Le point commun entre Céline Sciamma et Mati Diop, la réalisatrice d’Atlantique, c’est qu’elles partagent la même directrice photo, Claire Mathon, laquelle offre des images très différentes mais toujours en fusion avec le projet.
Celui de la jeune réalisatrice est plus plastique, ce qui a de quoi surprendre puisque le sujet est très réaliste. Ada et Souleiman sont deux adolescents de Dakar très amoureux. Mais Ada est promise à Omar et Souleiman a pris place dans une pirogue qui n’atteindra jamais l’Espagne.
Tout au long de ce double drame réaliste, Mati Diop s’emploie à suggérer une autre dimension. La brume, les embruns, la chaleur, la vapeur, la fièvre, le vent, le disque orange du soleil, la pulsion de l’océan : tout fusionne pour éveiller un univers parallèle, fantastique.
Une approche plus formelle ?
Le point commun entre Céline Sciamma, Mati Diop et Justine Triet ? Elles sont toutes les trois françaises.
Justine Triet est l’auteure de Victoria et maintenant de Sibyl avec, dans les deux cas, Virginie Efira dans le rôle principal. Après avoir été avocate dans Victoria, elle est, cette fois, écrivaine, mère, sœur, alcoolique, alcoolique anonyme, patiente analysée, coach…
Il arrive un moment où le spectateur ne sait plus bien si celle qu’il voit à l’écran est dans la réalité de la fiction ou dans la fiction de la réalité, dans le fantasme ou dans l’analyse.
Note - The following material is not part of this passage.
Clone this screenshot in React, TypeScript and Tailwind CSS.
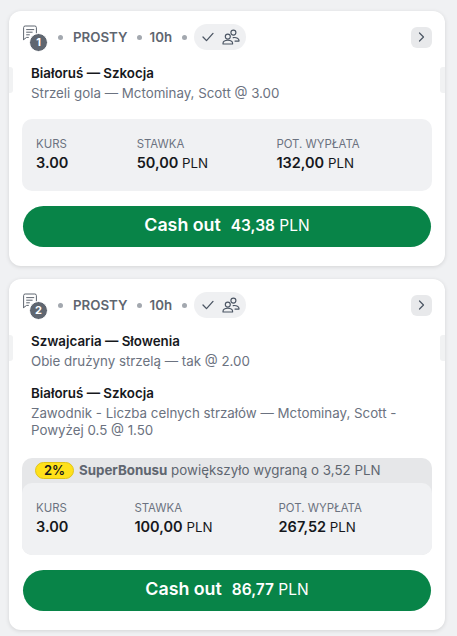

Et si c’était un autoportrait de Justine Triet, celui d’une femme tiraillée entre ses multiples identités et que le tournage met sous une pression extrême, au point de ne plus les avoir tous les cinq en ligne ? Dire d’un film qu’il est confus ne relève pas du compliment. Mais quand le sujet est la confusion, il en va autrement. Sibyl sort demain sur les écrans belges. Dans une certaine confusion.
Quant à l’Autrichienne, Jessica Hausner, elle a tourné en anglais Little Joe, un film fantastique, genre savant fou, avec une phytogénéticienne qui a mis au point une fleur dont le parfum rend heureux. Surprise, l’invention ne va pas provoquer de monstrueuses allergies mais remplir son objectif, ce qui rend le film d’autant plus vénéneux.
S’il fallait trouver un point commun entre les quatre, il faudrait l’inventer. Mais trois d’entre elles témoignent d’une attention formelle nettement supérieure à celle des collègues masculins.